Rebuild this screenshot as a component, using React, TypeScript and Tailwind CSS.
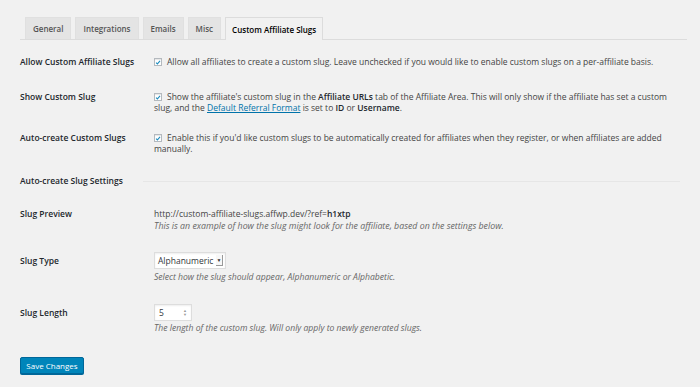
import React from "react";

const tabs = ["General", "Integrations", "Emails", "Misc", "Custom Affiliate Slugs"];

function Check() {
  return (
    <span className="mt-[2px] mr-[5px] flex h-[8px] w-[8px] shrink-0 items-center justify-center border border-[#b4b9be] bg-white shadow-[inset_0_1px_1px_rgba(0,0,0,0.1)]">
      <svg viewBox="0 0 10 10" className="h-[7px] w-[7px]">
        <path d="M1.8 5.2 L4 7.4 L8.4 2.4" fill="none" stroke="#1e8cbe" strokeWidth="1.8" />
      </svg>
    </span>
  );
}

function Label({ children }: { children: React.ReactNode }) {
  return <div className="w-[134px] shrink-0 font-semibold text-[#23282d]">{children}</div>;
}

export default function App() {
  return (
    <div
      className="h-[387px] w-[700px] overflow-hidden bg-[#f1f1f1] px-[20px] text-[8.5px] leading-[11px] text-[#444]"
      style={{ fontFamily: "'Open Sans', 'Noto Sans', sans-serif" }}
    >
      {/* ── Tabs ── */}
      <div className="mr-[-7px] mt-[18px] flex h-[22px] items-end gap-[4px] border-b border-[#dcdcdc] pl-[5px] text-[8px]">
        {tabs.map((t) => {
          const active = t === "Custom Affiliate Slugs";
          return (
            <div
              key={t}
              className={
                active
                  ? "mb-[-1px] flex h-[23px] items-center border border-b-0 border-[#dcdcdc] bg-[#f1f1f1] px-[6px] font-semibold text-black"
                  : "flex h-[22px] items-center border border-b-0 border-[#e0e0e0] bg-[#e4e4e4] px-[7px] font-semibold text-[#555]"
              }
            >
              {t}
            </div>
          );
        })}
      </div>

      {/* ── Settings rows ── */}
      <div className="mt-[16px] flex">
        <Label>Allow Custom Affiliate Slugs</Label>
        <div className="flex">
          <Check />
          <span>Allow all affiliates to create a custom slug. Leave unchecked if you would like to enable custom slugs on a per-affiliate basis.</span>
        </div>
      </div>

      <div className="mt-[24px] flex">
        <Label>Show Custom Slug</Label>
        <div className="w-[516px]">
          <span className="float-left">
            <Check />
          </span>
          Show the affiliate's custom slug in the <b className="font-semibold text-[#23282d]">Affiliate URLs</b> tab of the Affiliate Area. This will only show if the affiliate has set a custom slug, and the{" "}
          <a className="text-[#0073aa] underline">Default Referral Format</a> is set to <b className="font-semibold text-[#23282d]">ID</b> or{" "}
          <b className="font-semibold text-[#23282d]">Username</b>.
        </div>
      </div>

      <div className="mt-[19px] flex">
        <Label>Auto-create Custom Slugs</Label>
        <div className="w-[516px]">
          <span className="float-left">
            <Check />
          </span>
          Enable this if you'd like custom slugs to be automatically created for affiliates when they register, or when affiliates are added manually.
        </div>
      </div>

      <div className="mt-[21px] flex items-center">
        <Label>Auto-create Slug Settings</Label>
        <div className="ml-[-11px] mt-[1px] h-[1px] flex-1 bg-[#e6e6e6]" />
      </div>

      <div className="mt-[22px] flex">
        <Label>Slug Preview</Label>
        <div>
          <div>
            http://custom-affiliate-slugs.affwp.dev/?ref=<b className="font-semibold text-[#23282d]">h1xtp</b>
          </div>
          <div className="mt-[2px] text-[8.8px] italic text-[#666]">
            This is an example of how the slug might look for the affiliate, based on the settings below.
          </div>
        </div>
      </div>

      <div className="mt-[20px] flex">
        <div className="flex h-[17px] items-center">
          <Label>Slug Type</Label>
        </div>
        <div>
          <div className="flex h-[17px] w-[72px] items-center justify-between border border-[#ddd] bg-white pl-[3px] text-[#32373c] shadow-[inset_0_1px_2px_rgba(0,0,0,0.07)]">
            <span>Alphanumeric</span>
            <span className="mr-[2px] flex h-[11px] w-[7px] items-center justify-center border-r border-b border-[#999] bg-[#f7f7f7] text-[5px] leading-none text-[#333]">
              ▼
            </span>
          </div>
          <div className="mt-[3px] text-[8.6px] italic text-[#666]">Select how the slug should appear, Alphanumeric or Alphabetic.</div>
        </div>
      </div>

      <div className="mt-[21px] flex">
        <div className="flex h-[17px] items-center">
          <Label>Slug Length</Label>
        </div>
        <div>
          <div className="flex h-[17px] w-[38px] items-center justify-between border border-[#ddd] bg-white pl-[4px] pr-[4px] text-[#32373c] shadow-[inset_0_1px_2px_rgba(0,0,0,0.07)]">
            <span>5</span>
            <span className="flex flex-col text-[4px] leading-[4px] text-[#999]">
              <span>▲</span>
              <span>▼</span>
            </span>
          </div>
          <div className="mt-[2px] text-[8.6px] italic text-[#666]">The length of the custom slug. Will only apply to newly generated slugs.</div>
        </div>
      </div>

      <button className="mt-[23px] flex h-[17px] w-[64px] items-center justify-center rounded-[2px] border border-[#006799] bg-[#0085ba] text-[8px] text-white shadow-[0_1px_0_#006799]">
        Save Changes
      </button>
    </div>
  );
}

### Direction
Omit the pictures and give the material again, exactly and in full.

### Reply
Rebuild this screenshot as a component, using React, TypeScript and Tailwind CSS.
import React from "react";

const tabs = ["General", "Integrations", "Emails", "Misc", "Custom Affiliate Slugs"];

function Check() {
  return (
    <span className="mt-[2px] mr-[5px] flex h-[8px] w-[8px] shrink-0 items-center justify-center border border-[#b4b9be] bg-white shadow-[inset_0_1px_1px_rgba(0,0,0,0.1)]">
      <svg viewBox="0 0 10 10" className="h-[7px] w-[7px]">
        <path d="M1.8 5.2 L4 7.4 L8.4 2.4" fill="none" stroke="#1e8cbe" strokeWidth="1.8" />
      </svg>
    </span>
  );
}

function Label({ children }: { children: React.ReactNode }) {
  return <div className="w-[134px] shrink-0 font-semibold text-[#23282d]">{children}</div>;
}

export default function App() {
  return (
    <div
      className="h-[387px] w-[700px] overflow-hidden bg-[#f1f1f1] px-[20px] text-[8.5px] leading-[11px] text-[#444]"
      style={{ fontFamily: "'Open Sans', 'Noto Sans', sans-serif" }}
    >
      {/* ── Tabs ── */}
      <div className="mr-[-7px] mt-[18px] flex h-[22px] items-end gap-[4px] border-b border-[#dcdcdc] pl-[5px] text-[8px]">
        {tabs.map((t) => {
          const active = t === "Custom Affiliate Slugs";
          return (
            <div
              key={t}
              className={
                active
                  ? "mb-[-1px] flex h-[23px] items-center border border-b-0 border-[#dcdcdc] bg-[#f1f1f1] px-[6px] font-semibold text-black"
                  : "flex h-[22px] items-center border border-b-0 border-[#e0e0e0] bg-[#e4e4e4] px-[7px] font-semibold text-[#555]"
              }
            >
              {t}
            </div>
          );
        })}
      </div>

      {/* ── Settings rows ── */}
      <div className="mt-[16px] flex">
        <Label>Allow Custom Affiliate Slugs</Label>
        <div className="flex">
          <Check />
          <span>Allow all affiliates to create a custom slug. Leave unchecked if you would like to enable custom slugs on a per-affiliate basis.</span>
        </div>
      </div>

      <div className="mt-[24px] flex">
        <Label>Show Custom Slug</Label>
        <div className="w-[516px]">
          <span className="float-left">
            <Check />
          </span>
          Show the affiliate's custom slug in the <b className="font-semibold text-[#23282d]">Affiliate URLs</b> tab of the Affiliate Area. This will only show if the affiliate has set a custom slug, and the{" "}
          <a className="text-[#0073aa] underline">Default Referral Format</a> is set to <b className="font-semibold text-[#23282d]">ID</b> or{" "}
          <b className="font-semibold text-[#23282d]">Username</b>.
        </div>
      </div>

      <div className="mt-[19px] flex">
        <Label>Auto-create Custom Slugs</Label>
        <div className="w-[516px]">
          <span className="float-left">
            <Check />
          </span>
          Enable this if you'd like custom slugs to be automatically created for affiliates when they register, or when affiliates are added manually.
        </div>
      </div>

      <div className="mt-[21px] flex items-center">
        <Label>Auto-create Slug Settings</Label>
        <div className="ml-[-11px] mt-[1px] h-[1px] flex-1 bg-[#e6e6e6]" />
      </div>

      <div className="mt-[22px] flex">
        <Label>Slug Preview</Label>
        <div>
          <div>
            http://custom-affiliate-slugs.affwp.dev/?ref=<b className="font-semibold text-[#23282d]">h1xtp</b>
          </div>
          <div className="mt-[2px] text-[8.8px] italic text-[#666]">
            This is an example of how the slug might look for the affiliate, based on the settings below.
          </div>
        </div>
      </div>

      <div className="mt-[20px] flex">
        <div className="flex h-[17px] items-center">
          <Label>Slug Type</Label>
        </div>
        <div>
          <div className="flex h-[17px] w-[72px] items-center justify-between border border-[#ddd] bg-white pl-[3px] text-[#32373c] shadow-[inset_0_1px_2px_rgba(0,0,0,0.07)]">
            <span>Alphanumeric</span>
            <span className="mr-[2px] flex h-[11px] w-[7px] items-center justify-center border-r border-b border-[#999] bg-[#f7f7f7] text-[5px] leading-none text-[#333]">
              ▼
            </span>
          </div>
          <div className="mt-[3px] text-[8.6px] italic text-[#666]">Select how the slug should appear, Alphanumeric or Alphabetic.</div>
        </div>
      </div>

      <div className="mt-[21px] flex">
        <div className="flex h-[17px] items-center">
          <Label>Slug Length</Label>
        </div>
        <div>
          <div className="flex h-[17px] w-[38px] items-center justify-between border border-[#ddd] bg-white pl-[4px] pr-[4px] text-[#32373c] shadow-[inset_0_1px_2px_rgba(0,0,0,0.07)]">
            <span>5</span>
            <span className="flex flex-col text-[4px] leading-[4px] text-[#999]">
              <span>▲</span>
              <span>▼</span>
            </span>
          </div>
          <div className="mt-[2px] text-[8.6px] italic text-[#666]">The length of the custom slug. Will only apply to newly generated slugs.</div>
        </div>
      </div>

      <button className="mt-[23px] flex h-[17px] w-[64px] items-center justify-center rounded-[2px] border border-[#006799] bg-[#0085ba] text-[8px] text-white shadow-[0_1px_0_#006799]">
        Save Changes
      </button>
    </div>
  );
}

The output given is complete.